* [What is expected]
Take the material and output all of it exactly.

[BEGIN]

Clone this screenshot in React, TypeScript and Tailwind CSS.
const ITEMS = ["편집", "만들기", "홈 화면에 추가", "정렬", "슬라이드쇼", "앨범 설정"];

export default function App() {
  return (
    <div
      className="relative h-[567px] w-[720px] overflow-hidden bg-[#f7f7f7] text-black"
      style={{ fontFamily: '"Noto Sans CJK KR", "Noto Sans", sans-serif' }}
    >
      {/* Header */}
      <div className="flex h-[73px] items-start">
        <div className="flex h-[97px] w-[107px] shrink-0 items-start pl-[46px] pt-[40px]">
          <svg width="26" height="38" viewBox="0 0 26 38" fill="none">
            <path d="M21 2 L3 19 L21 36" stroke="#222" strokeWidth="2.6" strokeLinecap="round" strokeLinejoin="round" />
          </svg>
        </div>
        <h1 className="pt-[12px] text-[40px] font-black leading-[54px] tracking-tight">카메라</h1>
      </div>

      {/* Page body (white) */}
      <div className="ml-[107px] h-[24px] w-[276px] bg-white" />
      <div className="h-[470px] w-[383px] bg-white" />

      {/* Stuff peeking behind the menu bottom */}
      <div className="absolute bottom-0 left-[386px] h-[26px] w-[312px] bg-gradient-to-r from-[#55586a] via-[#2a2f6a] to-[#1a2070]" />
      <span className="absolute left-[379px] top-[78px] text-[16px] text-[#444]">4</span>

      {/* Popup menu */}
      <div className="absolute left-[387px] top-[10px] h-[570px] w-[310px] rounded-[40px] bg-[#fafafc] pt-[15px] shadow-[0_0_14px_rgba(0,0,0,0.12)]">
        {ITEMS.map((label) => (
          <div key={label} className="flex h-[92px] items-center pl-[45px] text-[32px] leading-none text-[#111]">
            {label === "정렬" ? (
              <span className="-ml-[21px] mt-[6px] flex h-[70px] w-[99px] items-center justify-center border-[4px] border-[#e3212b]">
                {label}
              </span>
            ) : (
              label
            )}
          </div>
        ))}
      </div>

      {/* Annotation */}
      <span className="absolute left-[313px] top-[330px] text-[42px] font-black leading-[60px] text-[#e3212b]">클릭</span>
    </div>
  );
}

[END]

* [Full solution]
Clone this screenshot in React, TypeScript and Tailwind CSS.
const ITEMS = ["편집", "만들기", "홈 화면에 추가", "정렬", "슬라이드쇼", "앨범 설정"];

export default function App() {
  return (
    <div
      className="relative h-[567px] w-[720px] overflow-hidden bg-[#f7f7f7] text-black"
      style={{ fontFamily: '"Noto Sans CJK KR", "Noto Sans", sans-serif' }}
    >
      {/* Header */}
      <div className="flex h-[73px] items-start">
        <div className="flex h-[97px] w-[107px] shrink-0 items-start pl-[46px] pt-[40px]">
          <svg width="26" height="38" viewBox="0 0 26 38" fill="none">
            <path d="M21 2 L3 19 L21 36" stroke="#222" strokeWidth="2.6" strokeLinecap="round" strokeLinejoin="round" />
          </svg>
        </div>
        <h1 className="pt-[12px] text-[40px] font-black leading-[54px] tracking-tight">카메라</h1>
      </div>

      {/* Page body (white) */}
      <div className="ml-[107px] h-[24px] w-[276px] bg-white" />
      <div className="h-[470px] w-[383px] bg-white" />

      {/* Stuff peeking behind the menu bottom */}
      <div className="absolute bottom-0 left-[386px] h-[26px] w-[312px] bg-gradient-to-r from-[#55586a] via-[#2a2f6a] to-[#1a2070]" />
      <span className="absolute left-[379px] top-[78px] text-[16px] text-[#444]">4</span>

      {/* Popup menu */}
      <div className="absolute left-[387px] top-[10px] h-[570px] w-[310px] rounded-[40px] bg-[#fafafc] pt-[15px] shadow-[0_0_14px_rgba(0,0,0,0.12)]">
        {ITEMS.map((label) => (
          <div key={label} className="flex h-[92px] items-center pl-[45px] text-[32px] leading-none text-[#111]">
            {label === "정렬" ? (
              <span className="-ml-[21px] mt-[6px] flex h-[70px] w-[99px] items-center justify-center border-[4px] border-[#e3212b]">
                {label}
              </span>
            ) : (
              label
            )}
          </div>
        ))}
      </div>

      {/* Annotation */}
      <span className="absolute left-[313px] top-[330px] text-[42px] font-black leading-[60px] text-[#e3212b]">클릭</span>
    </div>
  );
}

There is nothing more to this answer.